** START **

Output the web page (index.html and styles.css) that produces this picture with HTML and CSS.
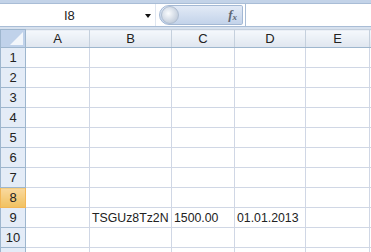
FILE: index.html
```html
<!DOCTYPE html>
<html lang="en">
  <head>
    <meta charset="utf-8" />
    <title>Sheet</title>
    <link rel="stylesheet" href="styles.css">
  </head>
  <body>
    <div class="topbar"></div>
    <div class="formula">
      <div class="namebox">
        <span class="cellname">I8</span>
        <span class="arrow"></span>
      </div>
      <div class="bezel">
        <span class="knob"></span>
        <span class="fx">f<sub>x</sub></span>
      </div>
      <div class="input"></div>
    </div>
    <div class="gap"></div>

    <table class="sheet">
      <colgroup>
        <col class="c-head">
        <col class="c-a">
        <col class="c-b">
        <col class="c-c">
        <col class="c-d">
        <col class="c-e">
        <col class="c-f">
      </colgroup>
      <tr class="colhead">
        <th class="corner"><span class="tri"></span></th>
        <th>A</th><th>B</th><th>C</th><th>D</th><th>E</th><th></th>
      </tr>
      <tr><th>1</th><td></td><td></td><td></td><td></td><td></td><td></td></tr>
      <tr><th>2</th><td></td><td></td><td></td><td></td><td></td><td></td></tr>
      <tr><th>3</th><td></td><td></td><td></td><td></td><td></td><td></td></tr>
      <tr><th>4</th><td></td><td></td><td></td><td></td><td></td><td></td></tr>
      <tr><th>5</th><td></td><td></td><td></td><td></td><td></td><td></td></tr>
      <tr><th>6</th><td></td><td></td><td></td><td></td><td></td><td></td></tr>
      <tr><th>7</th><td></td><td></td><td></td><td></td><td></td><td></td></tr>
      <tr><th class="active">8</th><td></td><td></td><td></td><td></td><td></td><td></td></tr>
      <tr><th>9</th><td></td><td>TSGUz8Tz2N</td><td>1500.00</td><td>01.01.2013</td><td></td><td></td></tr>
      <tr><th>10</th><td></td><td></td><td></td><td></td><td></td><td></td></tr>
      <tr class="last"><th></th><td></td><td></td><td></td><td></td><td></td><td></td></tr>
    </table>
  </body>
</html>
```

FILE: styles.css
```css
body {
  margin: 0;
  width: 371px;
  height: 252px;
  overflow: hidden;
  background: #fff;
  font-family: "Liberation Sans", Arial, sans-serif;
  color: #222;
}

.topbar {
  height: 3px;
  background: #c3d3e8;
  border-bottom: 1px solid #a9bdd6;
}

.formula {
  display: flex;
  height: 22px;
  background: #fff;
}

.namebox {
  width: 155px;
  display: flex;
  align-items: center;
  position: relative;
  border-right: 1px solid #dfe6f0;
}

.cellname {
  font-size: 13px;
  margin-left: 64px;
}

.arrow {
  position: absolute;
  left: 145px;
  top: 10px;
  border-left: 3px solid transparent;
  border-right: 3px solid transparent;
  border-top: 4px solid #111;
}

.bezel {
  width: 84px;
  margin: 1px 0 1px 3px;
  border-radius: 11px 2px 2px 11px;
  background: linear-gradient(#e2eaf6, #c3d3ea);
  border: 1px solid #a3b8d4;
  display: flex;
  align-items: center;
  justify-content: space-between;
  box-sizing: border-box;
}

.knob {
  width: 16px;
  height: 16px;
  margin-left: 1px;
  border-radius: 50%;
  background: radial-gradient(circle at 40% 40%, #fafcfe, #cdd6e2 60%, #b3c0d1);
  border: 1px solid #aebdd1;
}

.fx {
  font-family: "Liberation Serif", serif;
  font-style: italic;
  font-weight: bold;
  font-size: 13px;
  color: #5f6672;
  margin-right: 5px;
}

.fx sub {
  font-size: 9px;
  vertical-align: -1px;
}

.input {
  flex: 1;
  margin-left: 2px;
  border-left: 1px solid #a9bdd6;
}

.gap {
  height: 2px;
  background: #d7e1ee;
  border-top: 1px solid #a9bdd6;
}

.sheet {
  border-collapse: collapse;
  table-layout: fixed;
  width: 371px;
  font-size: 12.3px;
}

.c-head { width: 25px; }
.c-a { width: 64px; }
.c-b { width: 82px; }
.c-c { width: 63px; }
.c-d { width: 71px; }
.c-e { width: 64px; }
.c-f { width: 2px; }

.sheet th,
.sheet td {
  height: 19px;
  padding: 0 0 0 2px;
  border: 1px solid #d0d7e5;
  white-space: nowrap;
  overflow: hidden;
  font-weight: normal;
  text-align: left;
}

.sheet th {
  background: #e4ecf7;
  border-color: #9eb6ce;
  text-align: center;
  padding: 0;
  font-size: 13px;
  color: #222;
}

.colhead th {
  height: 17px;
  background: linear-gradient(#f5f8fc, #dfe6ef);
  border-color: #c5d0dd;
  border-bottom-color: #9eb6ce;
}

.sheet .corner {
  position: relative;
  background: #c0d2ea;
  border-color: #9eb6ce;
}

.tri {
  position: absolute;
  right: 2px;
  bottom: 2px;
  border-left: 13px solid transparent;
  border-bottom: 13px solid #f2f6fb;
}

.sheet th.active {
  background: linear-gradient(#f9d99f, #f1c15f);
  border-color: #f2b657;
}

.last th,
.last td {
  height: 4px;
}
```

** END **

**WRITTEN EXERCISE**. Extract all lines from the material above that include the word "index".

**RESULT FOR THIS EXERCISE**.
Output the web page (index.html and styles.css) that produces this picture with HTML and CSS.
FILE: index.html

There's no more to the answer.